Joule heating in bad and slow metals
Abstract
Heat supplied to a metal is absorbed by the electrons and then transferred to the lattice. In conventional metals energy is released to the lattice by phonons emitted from the Lindhard continuum. However in a `bad' metal, with short mean free path, the low energy Lindhard continuum is destroyed. Furthermore in a `slow' metal, with Fermi velocity less than the sound velocity, particle-hole pairs are kinematically unable to emit phonons. To describe energy transfer to the lattice in these cases we obtain a general Kubo formula for the energy relaxation rate in terms of the electronic density spectral weight Im \, GRnn(ωk,k) evaluated on the phonon dispersion ωk.
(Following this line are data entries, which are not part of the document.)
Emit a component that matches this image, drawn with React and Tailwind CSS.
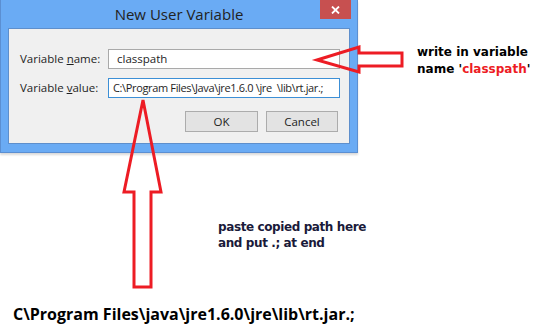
import React from 'react';

const Arrows = () => (
  <svg className="absolute inset-0 pointer-events-none" width="539" height="330" viewBox="0 0 539 330">
    <polygon
      points="317,60 359,47 359,53 402,53 402,66 359,66 359,72"
      fill="none"
      stroke="#ed1c24"
      strokeWidth="3"
      strokeLinejoin="miter"
    />
    <polygon
      points="143,100 161,192 151,192 151,287 134,287 134,192 124,192"
      fill="none"
      stroke="#ed1c24"
      strokeWidth="3"
      strokeLinejoin="miter"
    />
  </svg>
);

const App = () => {
  return (
    <div className="relative w-[539px] h-[330px] bg-white overflow-hidden" style={{ fontFamily: '"Open Sans", "Noto Sans", sans-serif' }}>
      {/* Top: dialog + note */}
      <div className="flex">
        {/* Dialog */}
        <div className="w-[358px] h-[153px] bg-[#6aabf4] border border-[#5b8fd2] border-t-0 shadow-[0_2px_2px_rgba(0,0,0,0.15)] flex flex-col">
          {/* Title bar */}
          <div className="relative h-[28px] flex items-center justify-center">
            <span className="text-[15px] text-[#222] leading-none">New User Variable</span>
            <div className="absolute right-[6px] top-0 w-[31px] h-[19px] bg-[#c75050] flex items-center justify-center">
              <svg width="9" height="8" viewBox="0 0 9 8">
                <path d="M1 0.5 L8 7.5 M8 0.5 L1 7.5" stroke="#fff" strokeWidth="1.8" />
              </svg>
            </div>
          </div>
          {/* Panel */}
          <div className="mx-[7px] h-[116px] bg-[#f0f0f0] border border-[#5e8fcc] pt-[20px] pl-[11px] pr-[8px] flex flex-col">
            <div className="flex items-center h-[20px]">
              <span className="w-[88px] text-[11.5px] text-[#1e1e1e]">
                Variable <span className="underline">n</span>ame:
              </span>
              <div className="w-[232px] h-[20px] bg-white border border-[#a9a9a9] flex items-center pl-[8px] text-[11.5px] text-[#1e1e1e]">
                classpath
              </div>
            </div>
            <div className="flex items-center h-[20px] mt-[9px]">
              <span className="w-[88px] text-[11.5px] text-[#1e1e1e]">
                Variable <span className="underline">v</span>alue:
              </span>
              <div className="w-[232px] h-[20px] bg-white border border-[#3c8fd6] flex items-center pl-[4px] text-[11px] text-[#1e1e1e] whitespace-pre overflow-hidden tracking-[-0.35px]">
                {'C:\\Program Files\\Java\\jre1.6.0 \\jre  \\lib\\rt.jar.;'}
              </div>
            </div>
            <div className="flex justify-end gap-[8px] mt-[13px] pr-[3px]">
              <button className="w-[73px] h-[21px] bg-[#e3e3e3] border border-[#acacac] text-[11.5px] text-[#1e1e1e] leading-none">
                OK
              </button>
              <button className="w-[72px] h-[21px] bg-[#e3e3e3] border border-[#acacac] text-[11.5px] text-[#1e1e1e] leading-none">
                Cancel
              </button>
            </div>
          </div>
        </div>

        {/* Note 1 */}
        <div className="ml-[59px] mt-[44px] text-[12px] font-bold leading-[17px] text-black" style={{ fontFamily: '"DejaVu Sans", Verdana, sans-serif' }}>
          <div>write in variable</div>
          <div>
            name '<span className="text-[#ed1c24]">classpath</span>'
          </div>
        </div>
      </div>

      {/* Note 2 */}
      <div className="ml-[218px] mt-[66px] text-[12px] font-bold leading-[16px] text-[#1a1a3a]" style={{ fontFamily: '"DejaVu Sans", Verdana, sans-serif' }}>
        <div className="tracking-[-0.4px]">paste copied path here</div>
        <div className="tracking-[-0.4px]">and put .; at end</div>
      </div>

      {/* Bottom path */}
      <div className="ml-[13px] mt-[55px] text-[16px] font-bold leading-none text-black">
        {'C\\Program Files\\java\\jre1.6.0\\jre\\lib\\rt.jar.;'}
      </div>

      <Arrows />
    </div>
  );
};

export default App;
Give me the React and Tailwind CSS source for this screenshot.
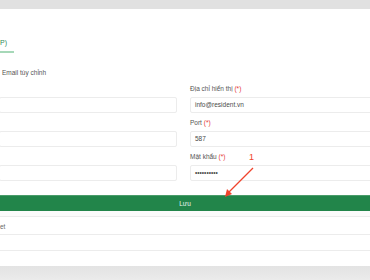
import React from 'react';

const fieldsRight = [
  { label: 'Địa chỉ hiển thị', value: 'info@resident.vn' },
  { label: 'Port', value: '587' },
  { label: 'Mật khẩu', value: '••••••••••' },
];

function Field({ label, value, first }) {
  return (
    <div className={first ? '' : 'mt-[5px]'}>
      <div className="h-[10px] leading-[10px] text-[6.5px] text-[#555]">
        {label} {label && <span className="text-[#e53935]">(*)</span>}
      </div>
      <div className="mt-[3px] h-[16px] border border-[#ececec] rounded-[2px] bg-white flex items-center px-[4px] text-[6.5px] text-[#4a4a4a]">
        {value}
      </div>
    </div>
  );
}

export default function App() {
  return (
    <div
      className="w-[370px] h-[280px] overflow-hidden bg-white flex flex-col relative"
      style={{ fontFamily: '"Liberation Sans", Arial, sans-serif' }}
    >
      {/* barra superior */}
      <div className="h-[9px] bg-[#e1e1e1] shrink-0" />

      <div className="flex-1 flex flex-col">
        {/* tab */}
        <div className="pt-[29px] flex">
          <span className="text-[7px] leading-[10px] text-[#2e8b57] pr-[7px] pb-[3px] border-b-2 border-[#a6d8b8]">
            P)
          </span>
        </div>

        <div className="mt-[15px] pl-[2px] h-[10px] leading-[10px] text-[6.5px] text-[#555]">
          Email tùy chỉnh
        </div>

        {/* form */}
        <div className="mt-[6px] grid grid-cols-[178px_240px] gap-x-[12px] -ml-px">
          <div className="flex flex-col">
            <Field label="" value="" first />
            <Field label="" value="" />
            <Field label="" value="" />
          </div>
          <div className="flex flex-col pl-[1px]">
            {fieldsRight.map((f, i) => (
              <Field key={f.label} label={f.label} value={f.value} first={i === 0} />
            ))}
          </div>
        </div>

        <button className="mt-[14px] h-[16px] w-full bg-[#22854a] border-t border-[#4a9c6a] text-[6.5px] text-[#e8f3ec] flex items-center justify-center">
          Lưu
        </button>

        <div className="h-[6px] bg-[#fbfbfb] border-b border-[#ececec]" />
        <div className="h-[18px] border-b border-[#ececec] flex items-center pt-[2px] text-[6.5px] text-[#666]">
          et
        </div>
        <div className="h-[16px] border-b border-[#ececec]" />
        <div className="flex-1" />
      </div>

      <div className="h-[14px] bg-gradient-to-b from-[#e3e3e3] to-[#ebebeb] shrink-0" />

      {/* anotação */}
      <div className="absolute left-[249px] top-[152px] text-[9px] leading-[10px] text-[#f0432c]">1</div>
      <svg className="absolute left-0 top-0" width="370" height="280" viewBox="0 0 370 280">
        <line x1="253" y1="168" x2="228" y2="193" stroke="#f0432c" strokeWidth="1.2" />
        <polygon points="225,197 227,189 232,194" fill="#f0432c" />
      </svg>
    </div>
  );
}
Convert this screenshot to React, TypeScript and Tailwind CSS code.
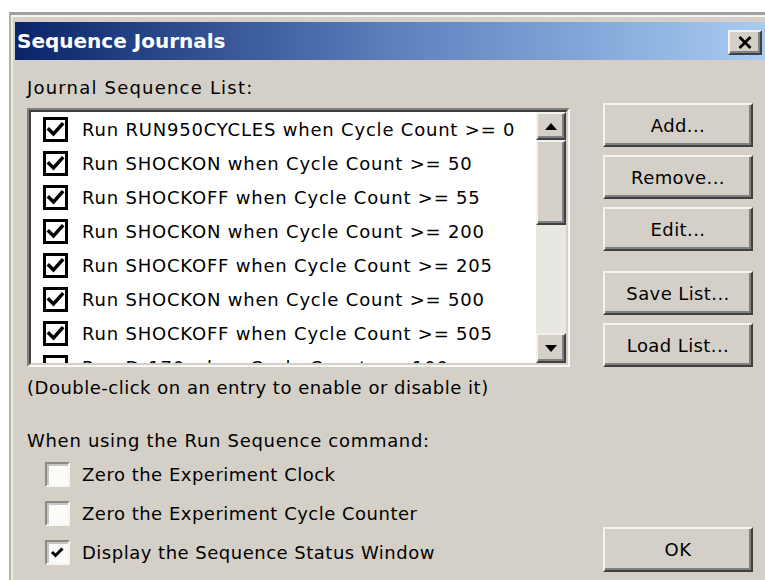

We apply our Kubo formula to the high temperature Hubbard model, using recent data from quantum Monte Carlo and experiments in ultracold atoms to characterize Im \, GRnn(ωk,k). We furthermore use recent data from electron energy-loss spectroscopy to estimate the energy relaxation rate of the cuprate strange metal to a high energy optical phonon. As a second, distinct, application of our formalism we consider `slow' metals. These are defined to have Fermi velocity less than the sound velocity, so that particle-hole pairs are kinematically unable to emit phonons. We obtain an expression for the energy relaxation rate of a slow metal in terms of the optical conductivity.